* BEGIN *

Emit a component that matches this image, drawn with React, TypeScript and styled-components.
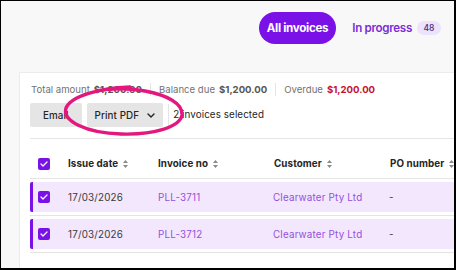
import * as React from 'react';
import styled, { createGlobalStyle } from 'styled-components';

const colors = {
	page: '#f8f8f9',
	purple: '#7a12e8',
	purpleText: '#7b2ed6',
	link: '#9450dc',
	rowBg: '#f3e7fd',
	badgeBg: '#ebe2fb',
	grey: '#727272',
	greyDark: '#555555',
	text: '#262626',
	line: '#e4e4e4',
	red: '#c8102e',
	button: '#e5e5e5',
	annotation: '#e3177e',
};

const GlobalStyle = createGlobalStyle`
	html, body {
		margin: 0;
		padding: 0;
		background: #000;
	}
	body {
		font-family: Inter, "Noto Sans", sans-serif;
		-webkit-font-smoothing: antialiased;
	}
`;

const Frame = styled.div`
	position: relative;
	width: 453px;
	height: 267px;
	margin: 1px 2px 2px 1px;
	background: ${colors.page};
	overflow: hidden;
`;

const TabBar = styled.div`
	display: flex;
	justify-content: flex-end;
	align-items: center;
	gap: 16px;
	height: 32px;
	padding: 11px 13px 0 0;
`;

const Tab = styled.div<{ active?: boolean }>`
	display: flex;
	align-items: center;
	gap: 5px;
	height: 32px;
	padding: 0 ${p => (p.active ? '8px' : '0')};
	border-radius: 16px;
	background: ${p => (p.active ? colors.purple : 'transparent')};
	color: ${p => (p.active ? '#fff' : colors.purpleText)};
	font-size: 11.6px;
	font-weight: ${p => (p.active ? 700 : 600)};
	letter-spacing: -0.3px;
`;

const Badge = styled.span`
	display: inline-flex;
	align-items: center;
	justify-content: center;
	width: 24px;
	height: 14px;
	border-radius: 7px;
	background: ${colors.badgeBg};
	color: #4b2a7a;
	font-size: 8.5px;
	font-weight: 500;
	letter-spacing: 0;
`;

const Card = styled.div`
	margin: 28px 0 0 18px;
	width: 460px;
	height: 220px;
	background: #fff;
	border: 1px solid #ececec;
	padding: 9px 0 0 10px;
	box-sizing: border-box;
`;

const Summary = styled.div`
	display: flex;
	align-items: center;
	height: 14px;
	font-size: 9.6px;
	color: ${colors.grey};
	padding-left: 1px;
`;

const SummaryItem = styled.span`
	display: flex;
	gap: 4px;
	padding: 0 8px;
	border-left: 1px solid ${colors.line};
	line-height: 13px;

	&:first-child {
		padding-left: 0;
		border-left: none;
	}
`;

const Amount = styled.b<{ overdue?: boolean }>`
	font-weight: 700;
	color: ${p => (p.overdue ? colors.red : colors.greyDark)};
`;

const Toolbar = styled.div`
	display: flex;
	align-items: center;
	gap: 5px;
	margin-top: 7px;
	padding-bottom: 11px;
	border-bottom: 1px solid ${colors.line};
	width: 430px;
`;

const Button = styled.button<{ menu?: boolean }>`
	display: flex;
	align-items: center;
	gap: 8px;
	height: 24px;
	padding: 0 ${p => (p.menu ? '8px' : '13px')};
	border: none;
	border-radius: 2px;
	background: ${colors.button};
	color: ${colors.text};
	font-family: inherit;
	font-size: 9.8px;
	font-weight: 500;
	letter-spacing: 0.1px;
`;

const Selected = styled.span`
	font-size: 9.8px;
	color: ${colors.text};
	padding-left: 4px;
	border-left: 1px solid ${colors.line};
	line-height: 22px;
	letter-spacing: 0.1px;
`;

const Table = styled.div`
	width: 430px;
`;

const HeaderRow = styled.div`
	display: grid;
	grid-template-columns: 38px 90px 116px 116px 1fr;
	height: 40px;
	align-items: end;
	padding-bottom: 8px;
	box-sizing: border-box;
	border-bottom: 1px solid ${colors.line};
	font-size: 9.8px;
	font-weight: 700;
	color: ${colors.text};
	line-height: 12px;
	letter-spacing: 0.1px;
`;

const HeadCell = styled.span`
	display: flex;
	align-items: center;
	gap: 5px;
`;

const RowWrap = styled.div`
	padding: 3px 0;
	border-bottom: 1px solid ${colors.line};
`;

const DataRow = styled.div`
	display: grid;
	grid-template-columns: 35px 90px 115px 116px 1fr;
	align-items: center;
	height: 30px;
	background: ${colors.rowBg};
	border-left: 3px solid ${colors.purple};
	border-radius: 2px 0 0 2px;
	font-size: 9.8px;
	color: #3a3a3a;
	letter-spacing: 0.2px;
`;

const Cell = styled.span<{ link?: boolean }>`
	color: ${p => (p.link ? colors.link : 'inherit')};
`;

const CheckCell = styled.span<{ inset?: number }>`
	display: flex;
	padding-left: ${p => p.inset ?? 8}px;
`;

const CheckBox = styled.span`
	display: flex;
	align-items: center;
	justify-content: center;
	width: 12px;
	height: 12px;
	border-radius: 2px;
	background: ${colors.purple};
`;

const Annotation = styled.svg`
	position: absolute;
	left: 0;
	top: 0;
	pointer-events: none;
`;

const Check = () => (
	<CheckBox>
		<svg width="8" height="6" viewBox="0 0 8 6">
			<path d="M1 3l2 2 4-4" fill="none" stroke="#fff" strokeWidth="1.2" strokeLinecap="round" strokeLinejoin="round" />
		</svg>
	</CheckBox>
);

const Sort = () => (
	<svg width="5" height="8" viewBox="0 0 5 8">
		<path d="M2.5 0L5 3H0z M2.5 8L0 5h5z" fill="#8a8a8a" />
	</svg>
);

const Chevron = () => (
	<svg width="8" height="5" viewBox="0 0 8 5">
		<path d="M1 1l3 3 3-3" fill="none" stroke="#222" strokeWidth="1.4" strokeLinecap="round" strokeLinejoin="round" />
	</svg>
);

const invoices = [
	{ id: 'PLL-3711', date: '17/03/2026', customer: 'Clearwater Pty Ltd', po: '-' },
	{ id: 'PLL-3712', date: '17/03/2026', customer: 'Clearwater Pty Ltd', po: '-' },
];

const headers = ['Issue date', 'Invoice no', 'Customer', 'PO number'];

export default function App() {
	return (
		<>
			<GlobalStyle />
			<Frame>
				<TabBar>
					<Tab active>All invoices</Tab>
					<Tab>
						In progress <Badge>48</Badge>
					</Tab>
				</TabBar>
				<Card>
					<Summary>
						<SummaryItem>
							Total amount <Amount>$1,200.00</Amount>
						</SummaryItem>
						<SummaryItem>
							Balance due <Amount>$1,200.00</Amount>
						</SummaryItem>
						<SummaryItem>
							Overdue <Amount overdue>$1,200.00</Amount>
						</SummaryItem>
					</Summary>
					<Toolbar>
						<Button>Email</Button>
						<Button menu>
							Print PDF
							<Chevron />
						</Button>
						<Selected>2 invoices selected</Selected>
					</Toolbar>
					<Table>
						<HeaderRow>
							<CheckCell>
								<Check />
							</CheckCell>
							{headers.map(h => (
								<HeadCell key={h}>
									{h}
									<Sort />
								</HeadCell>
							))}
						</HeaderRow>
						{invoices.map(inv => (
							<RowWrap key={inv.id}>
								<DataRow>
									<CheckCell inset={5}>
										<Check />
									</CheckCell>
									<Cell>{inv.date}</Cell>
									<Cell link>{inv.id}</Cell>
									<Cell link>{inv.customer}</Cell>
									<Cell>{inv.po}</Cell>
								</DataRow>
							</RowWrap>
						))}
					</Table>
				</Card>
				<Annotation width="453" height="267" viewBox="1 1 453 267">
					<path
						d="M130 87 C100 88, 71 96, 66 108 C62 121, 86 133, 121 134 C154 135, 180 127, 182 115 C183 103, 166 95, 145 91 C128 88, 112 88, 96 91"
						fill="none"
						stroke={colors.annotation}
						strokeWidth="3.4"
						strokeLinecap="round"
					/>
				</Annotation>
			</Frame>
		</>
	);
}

* END *

__Prompt__
Leave the pictures out and output the rest of the listing exactly.

__In response__
Emit a component that matches this image, drawn with React, TypeScript and styled-components.
import * as React from 'react';
import styled, { createGlobalStyle } from 'styled-components';

const colors = {
	page: '#f8f8f9',
	purple: '#7a12e8',
	purpleText: '#7b2ed6',
	link: '#9450dc',
	rowBg: '#f3e7fd',
	badgeBg: '#ebe2fb',
	grey: '#727272',
	greyDark: '#555555',
	text: '#262626',
	line: '#e4e4e4',
	red: '#c8102e',
	button: '#e5e5e5',
	annotation: '#e3177e',
};

const GlobalStyle = createGlobalStyle`
	html, body {
		margin: 0;
		padding: 0;
		background: #000;
	}
	body {
		font-family: Inter, "Noto Sans", sans-serif;
		-webkit-font-smoothing: antialiased;
	}
`;

const Frame = styled.div`
	position: relative;
	width: 453px;
	height: 267px;
	margin: 1px 2px 2px 1px;
	background: ${colors.page};
	overflow: hidden;
`;

const TabBar = styled.div`
	display: flex;
	justify-content: flex-end;
	align-items: center;
	gap: 16px;
	height: 32px;
	padding: 11px 13px 0 0;
`;

const Tab = styled.div<{ active?: boolean }>`
	display: flex;
	align-items: center;
	gap: 5px;
	height: 32px;
	padding: 0 ${p => (p.active ? '8px' : '0')};
	border-radius: 16px;
	background: ${p => (p.active ? colors.purple : 'transparent')};
	color: ${p => (p.active ? '#fff' : colors.purpleText)};
	font-size: 11.6px;
	font-weight: ${p => (p.active ? 700 : 600)};
	letter-spacing: -0.3px;
`;

const Badge = styled.span`
	display: inline-flex;
	align-items: center;
	justify-content: center;
	width: 24px;
	height: 14px;
	border-radius: 7px;
	background: ${colors.badgeBg};
	color: #4b2a7a;
	font-size: 8.5px;
	font-weight: 500;
	letter-spacing: 0;
`;

const Card = styled.div`
	margin: 28px 0 0 18px;
	width: 460px;
	height: 220px;
	background: #fff;
	border: 1px solid #ececec;
	padding: 9px 0 0 10px;
	box-sizing: border-box;
`;

const Summary = styled.div`
	display: flex;
	align-items: center;
	height: 14px;
	font-size: 9.6px;
	color: ${colors.grey};
	padding-left: 1px;
`;

const SummaryItem = styled.span`
	display: flex;
	gap: 4px;
	padding: 0 8px;
	border-left: 1px solid ${colors.line};
	line-height: 13px;

	&:first-child {
		padding-left: 0;
		border-left: none;
	}
`;

const Amount = styled.b<{ overdue?: boolean }>`
	font-weight: 700;
	color: ${p => (p.overdue ? colors.red : colors.greyDark)};
`;

const Toolbar = styled.div`
	display: flex;
	align-items: center;
	gap: 5px;
	margin-top: 7px;
	padding-bottom: 11px;
	border-bottom: 1px solid ${colors.line};
	width: 430px;
`;

const Button = styled.button<{ menu?: boolean }>`
	display: flex;
	align-items: center;
	gap: 8px;
	height: 24px;
	padding: 0 ${p => (p.menu ? '8px' : '13px')};
	border: none;
	border-radius: 2px;
	background: ${colors.button};
	color: ${colors.text};
	font-family: inherit;
	font-size: 9.8px;
	font-weight: 500;
	letter-spacing: 0.1px;
`;

const Selected = styled.span`
	font-size: 9.8px;
	color: ${colors.text};
	padding-left: 4px;
	border-left: 1px solid ${colors.line};
	line-height: 22px;
	letter-spacing: 0.1px;
`;

const Table = styled.div`
	width: 430px;
`;

const HeaderRow = styled.div`
	display: grid;
	grid-template-columns: 38px 90px 116px 116px 1fr;
	height: 40px;
	align-items: end;
	padding-bottom: 8px;
	box-sizing: border-box;
	border-bottom: 1px solid ${colors.line};
	font-size: 9.8px;
	font-weight: 700;
	color: ${colors.text};
	line-height: 12px;
	letter-spacing: 0.1px;
`;

const HeadCell = styled.span`
	display: flex;
	align-items: center;
	gap: 5px;
`;

const RowWrap = styled.div`
	padding: 3px 0;
	border-bottom: 1px solid ${colors.line};
`;

const DataRow = styled.div`
	display: grid;
	grid-template-columns: 35px 90px 115px 116px 1fr;
	align-items: center;
	height: 30px;
	background: ${colors.rowBg};
	border-left: 3px solid ${colors.purple};
	border-radius: 2px 0 0 2px;
	font-size: 9.8px;
	color: #3a3a3a;
	letter-spacing: 0.2px;
`;

const Cell = styled.span<{ link?: boolean }>`
	color: ${p => (p.link ? colors.link : 'inherit')};
`;

const CheckCell = styled.span<{ inset?: number }>`
	display: flex;
	padding-left: ${p => p.inset ?? 8}px;
`;

const CheckBox = styled.span`
	display: flex;
	align-items: center;
	justify-content: center;
	width: 12px;
	height: 12px;
	border-radius: 2px;
	background: ${colors.purple};
`;

const Annotation = styled.svg`
	position: absolute;
	left: 0;
	top: 0;
	pointer-events: none;
`;

const Check = () => (
	<CheckBox>
		<svg width="8" height="6" viewBox="0 0 8 6">
			<path d="M1 3l2 2 4-4" fill="none" stroke="#fff" strokeWidth="1.2" strokeLinecap="round" strokeLinejoin="round" />
		</svg>
	</CheckBox>
);

const Sort = () => (
	<svg width="5" height="8" viewBox="0 0 5 8">
		<path d="M2.5 0L5 3H0z M2.5 8L0 5h5z" fill="#8a8a8a" />
	</svg>
);

const Chevron = () => (
	<svg width="8" height="5" viewBox="0 0 8 5">
		<path d="M1 1l3 3 3-3" fill="none" stroke="#222" strokeWidth="1.4" strokeLinecap="round" strokeLinejoin="round" />
	</svg>
);

const invoices = [
	{ id: 'PLL-3711', date: '17/03/2026', customer: 'Clearwater Pty Ltd', po: '-' },
	{ id: 'PLL-3712', date: '17/03/2026', customer: 'Clearwater Pty Ltd', po: '-' },
];

const headers = ['Issue date', 'Invoice no', 'Customer', 'PO number'];

export default function App() {
	return (
		<>
			<GlobalStyle />
			<Frame>
				<TabBar>
					<Tab active>All invoices</Tab>
					<Tab>
						In progress <Badge>48</Badge>
					</Tab>
				</TabBar>
				<Card>
					<Summary>
						<SummaryItem>
							Total amount <Amount>$1,200.00</Amount>
						</SummaryItem>
						<SummaryItem>
							Balance due <Amount>$1,200.00</Amount>
						</SummaryItem>
						<SummaryItem>
							Overdue <Amount overdue>$1,200.00</Amount>
						</SummaryItem>
					</Summary>
					<Toolbar>
						<Button>Email</Button>
						<Button menu>
							Print PDF
							<Chevron />
						</Button>
						<Selected>2 invoices selected</Selected>
					</Toolbar>
					<Table>
						<HeaderRow>
							<CheckCell>
								<Check />
							</CheckCell>
							{headers.map(h => (
								<HeadCell key={h}>
									{h}
									<Sort />
								</HeadCell>
							))}
						</HeaderRow>
						{invoices.map(inv => (
							<RowWrap key={inv.id}>
								<DataRow>
									<CheckCell inset={5}>
										<Check />
									</CheckCell>
									<Cell>{inv.date}</Cell>
									<Cell link>{inv.id}</Cell>
									<Cell link>{inv.customer}</Cell>
									<Cell>{inv.po}</Cell>
								</DataRow>
							</RowWrap>
						))}
					</Table>
				</Card>
				<Annotation width="453" height="267" viewBox="1 1 453 267">
					<path
						d="M130 87 C100 88, 71 96, 66 108 C62 121, 86 133, 121 134 C154 135, 180 127, 182 115 C183 103, 166 95, 145 91 C128 88, 112 88, 96 91"
						fill="none"
						stroke={colors.annotation}
						strokeWidth="3.4"
						strokeLinecap="round"
					/>
				</Annotation>
			</Frame>
		</>
	);
}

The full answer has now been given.